Oppenheimer: Zerrissen in seiner Rolle als "Vater der Atombombe"

Und Oppenheimer, der Star? In das patriotische, Sportpalast-artige Geschrei seiner Zuhörer brechen tranceartig apokalyptische Visionen in Oppenheimers geniales Hirn ein – wie sie ihn in Tag- und Nacht-Alpträumen oft verfolgen. Aber er ist als "Beautiful Mind" nicht wahnhaft, sondern bei Nolan ein nervöser, agiler, feinnerviger Typ, kein Borderliner, Nerd oder Außenseiter, sondern ein Frauenheld mit Familienleben.

Oppenheimer ist nicht psychisch, sondern intellektuell zerrissen in seiner Rolle als "Vater der Atombombe": "Das ist keine neue Waffe, es ist eine neue Welt" – das atomare Zeitalter mit der potenziellen vielfachen Zerstörung unseres Planeten. Und die ethisch komplexen Fragen sind Störfeuer in Oppenheimers Erfolgs- und Demütigungsgeschichte und ein Kernpunkt Nolans.

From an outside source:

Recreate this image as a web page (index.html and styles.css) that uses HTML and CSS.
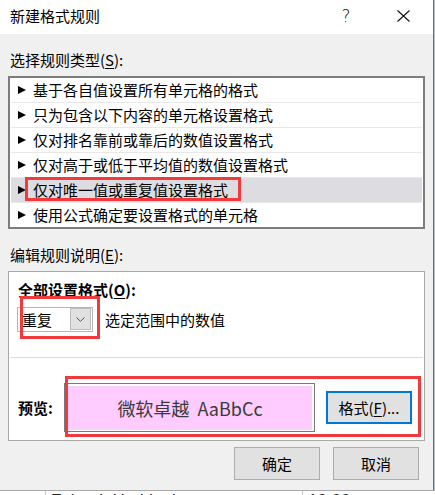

Der Film von Christopher Nolan zwingt einen zur Konzentration

So ist Nolans Film allumfassend, weil er all die Genres – Wissenschaftsthriller, Historienfilm, Polit- und Gerichtsthriller, Heldengeschichte – ausspielt, ohne genretypische Erwartungen zu erfüllen. "Oppenheimer", ein dreistündiges Zuschauer-Umerziehungsseminar.

Die erste halbe Stunde muss man sich mit offenem Mund an die Dichte und Opulenz und den eigenartigen Rhythmus gewöhnen. Spätestens dann aber entsteht ein rauschhafter Sog, und das, obwohl Nolan die Dramaturgie zerschnipselt und zur Konzentration zwingt.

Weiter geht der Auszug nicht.